In example operation, in response to selecting ones of the third set of feature channels 220 to be included in the second group 440, the model training circuitry 104A-E can execute the third inter-layer Tf-SfD operation 226 by causing the first set of feature channels 212 to mimic and/or otherwise be correlated to the second group 440 of the third set of feature channels 220. In some examples, the model training circuitry 104A-E can pair a most salient feature channel of the second group 440 (e.g., the fifth feature channel 402) with a least salient feature channel in the first set of feature channels 212 (e.g., the twenty-second feature channel 436) , a next-most salient feature channel of the second group 440 (e.g., the seventh feature channel 406) with a next-least salient feature channel in the first set of feature channels 212 (e.g., the twenty-first feature channel 434) , and so forth during the third inter-layer Tf-SfD operation 226.

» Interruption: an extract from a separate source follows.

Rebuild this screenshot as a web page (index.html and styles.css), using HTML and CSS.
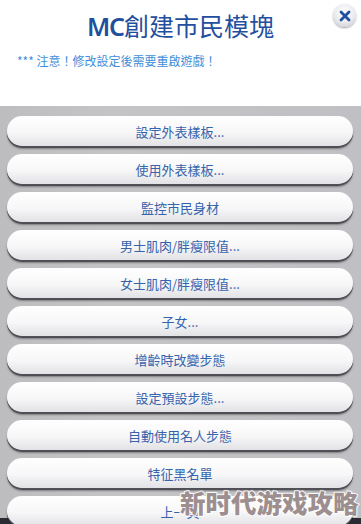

In some examples, the model training circuitry 104A-E can adjust (e.g., iteratively adjust) first parameters of the first stage 210 and/or second parameters of the second stage 214 to optimize the loss function of the example of Equation (5) above. For example, the model training circuitry 104A-E can select first parameter values (e.g., first weight values of a convolution filter, a first stride length, etc., and/or any combination (s) thereof) of the first stage 210 and second parameter values (e.g., second weight values of a convolution filter, a second stride length, etc. ) of the second stage 214. The model training circuitry 104A-E can execute (e.g., iteratively execute) the machine learning model architecture 200 in a forward direction (e.g., from shallow to deep) by way of the forward training processes 206 and/or a reverse direction (e.g., from deep to shallow) by way of the reverse training processes 208 to optimize the loss function described above in connection with the example of Equation (5) .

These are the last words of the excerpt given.